__DATASET ROWS__:
# # # # # # #

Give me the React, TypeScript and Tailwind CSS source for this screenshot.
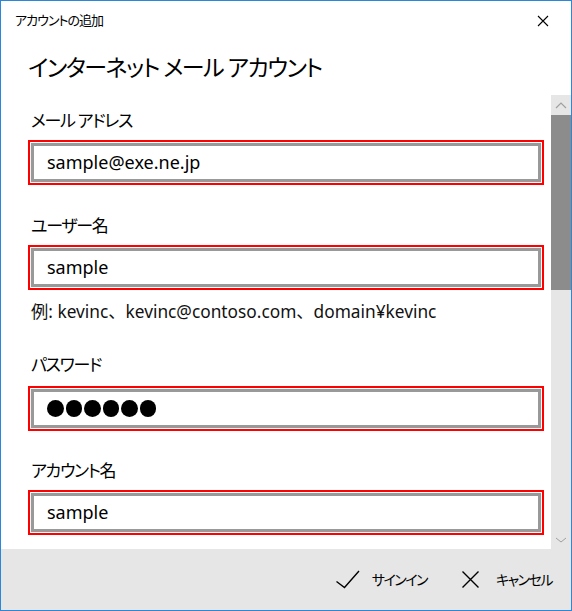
import React from "react";

const Field = ({ children }: { children: React.ReactNode }) => {
  return (
    <div className="h-[45px] border-2 border-[#ff0000] p-px">
      <div className="h-full border-[3px] border-[#999999] bg-white flex items-center pl-[13px] text-[18px] text-black">
        {children}
      </div>
    </div>
  );
};

const Label = ({ children, className }: { children: React.ReactNode; className?: string }) => {
  return (
    <div className={"h-[24px] leading-[24px] pl-[3px] text-[17px] tracking-[-1.3px] text-black " + (className || "")}>
      {children}
    </div>
  );
};

const Dot = () => <span className="w-[16.5px] h-[16.5px] rounded-full bg-black" />;

const App = () => {
  return (
    <div className="w-[572px] h-[611px] border border-[#2b88d8] bg-white flex flex-col font-['Noto_Sans','Noto_Sans_CJK_JP',sans-serif] [font-feature-settings:'palt'] overflow-hidden">
      {/* title bar */}
      <div className="h-[39px] flex items-center justify-between pl-[14px] pr-[22px] shrink-0">
        <span className="text-[13px] tracking-[-1px] text-black">アカウントの追加</span>
        <svg width="12" height="12" viewBox="0 0 12 12">
          <path d="M1 1 L11 11 M11 1 L1 11" stroke="#000" strokeWidth="1.1" fill="none" />
        </svg>
      </div>
      {/* heading */}
      <div className="h-[55px] shrink-0 pl-[27px] pt-[11px]">
        <h1 className="text-[23px] tracking-[-1.5px] leading-[32px] text-black">インターネット メール アカウント</h1>
      </div>
      {/* scroll area */}
      <div className="flex-1 flex min-h-0">
        <div className="flex-1 pl-[27px] pr-[7px] pt-[14px] flex flex-col">
          <Label>メール アドレス</Label>
          <div className="mt-[7px]">
            <Field>sample@exe.ne.jp</Field>
          </div>
          <Label className="mt-[29px]">ユーザー名</Label>
          <div className="mt-[7px]">
            <Field>sample</Field>
          </div>
          <div className="mt-[10px] h-[24px] leading-[24px] pl-[3px] text-[17.3px] text-[#111111] [font-feature-settings:normal]">
            例: kevinc、kevinc@contoso.com、domain¥kevinc
          </div>
          <Label className="mt-[29px]">パスワード</Label>
          <div className="mt-[9px]">
            <Field>
              <span className="flex gap-[2px]">
                <Dot />
                <Dot />
                <Dot />
                <Dot />
                <Dot />
                <Dot />
              </span>
            </Field>
          </div>
          <Label className="mt-[28px]">アカウント名</Label>
          <div className="mt-[7px]">
            <Field>sample</Field>
          </div>
        </div>
        {/* scrollbar */}
        <div className="w-[20px] flex flex-col bg-[#e6e6e6] shrink-0">
          <div className="h-[20px] flex items-center justify-center">
            <svg width="12" height="7" viewBox="0 0 12 7">
              <path d="M1 6 L6 1 L11 6" stroke="#a0a0a0" strokeWidth="1.2" fill="none" />
            </svg>
          </div>
          <div className="h-[175px] bg-[#8c8c8c]" />
          <div className="flex-1" />
          <div className="h-[20px] flex items-start justify-center pt-[8px]">
            <svg width="12" height="6" viewBox="0 0 12 6">
              <path d="M1 1 L6 5 L11 1" stroke="#a0a0a0" strokeWidth="1" fill="none" />
            </svg>
          </div>
        </div>
      </div>
      {/* footer */}
      <div className="h-[61px] shrink-0 bg-[#e6e6e6] flex items-center justify-end pr-[19px]">
        <button className="flex items-center">
          <svg width="24" height="19" viewBox="0 0 24 19">
            <path d="M0.5 11.5 L8.5 17.5 L23 1" stroke="#000" strokeWidth="1.4" fill="none" />
          </svg>
          <span className="ml-[12px] text-[14px] tracking-[-1.5px] text-black">サインイン</span>
        </button>
        <button className="flex items-center ml-[35px]">
          <svg width="17" height="17" viewBox="0 0 17 17">
            <path d="M0.5 0.5 L16.5 16.5 M16.5 0.5 L0.5 16.5" stroke="#000" strokeWidth="1.4" fill="none" />
          </svg>
          <span className="ml-[17px] text-[14px] tracking-[-1.5px] text-black">キャンセル</span>
        </button>
      </div>
    </div>
  );
};

export default App;
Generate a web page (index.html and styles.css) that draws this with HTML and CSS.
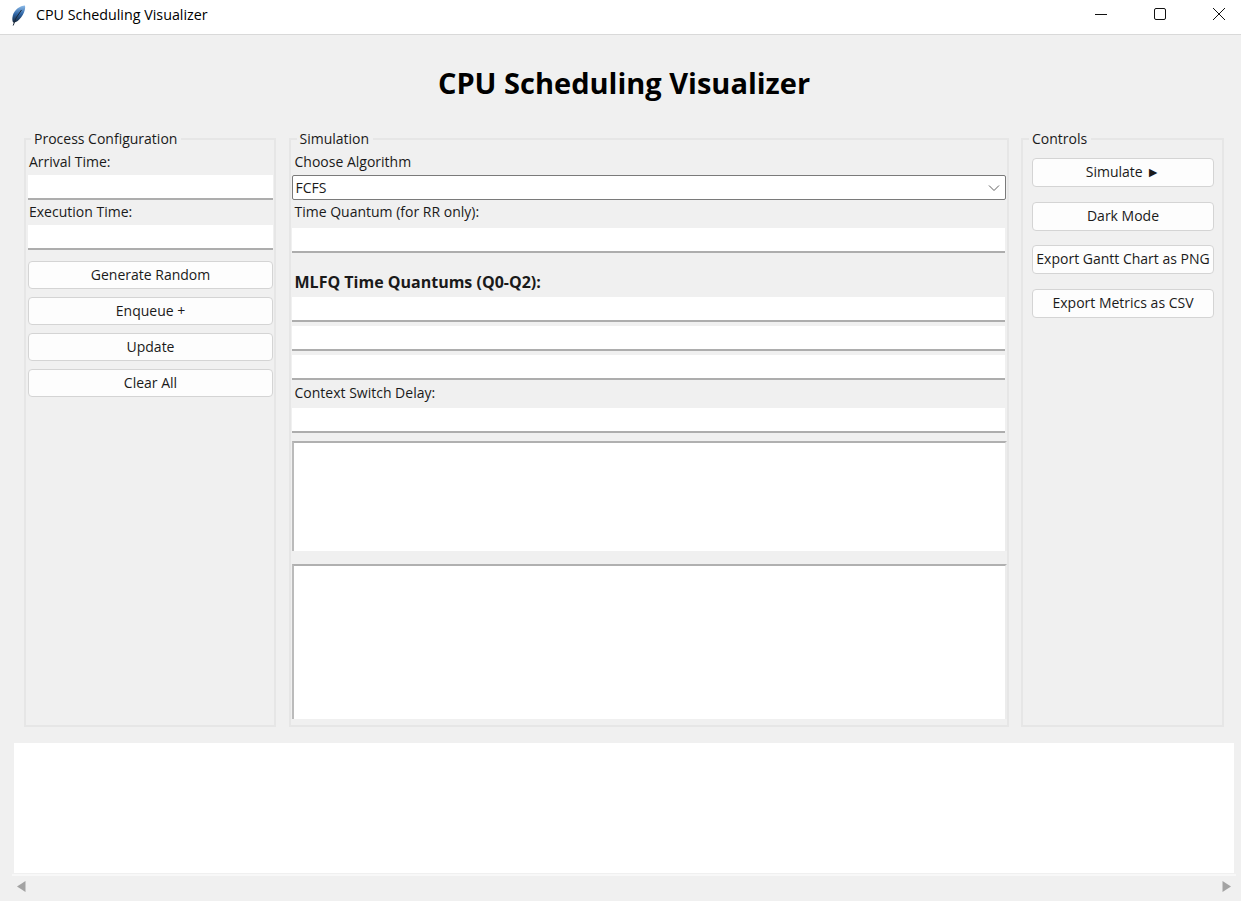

# # # # # # #

__TASK STATEMENT__: Select and copy every line from the records that includes the word "this".

__THE REPLY__:
Give me the React, TypeScript and Tailwind CSS source for this screenshot.
Generate a web page (index.html and styles.css) that draws this with HTML and CSS.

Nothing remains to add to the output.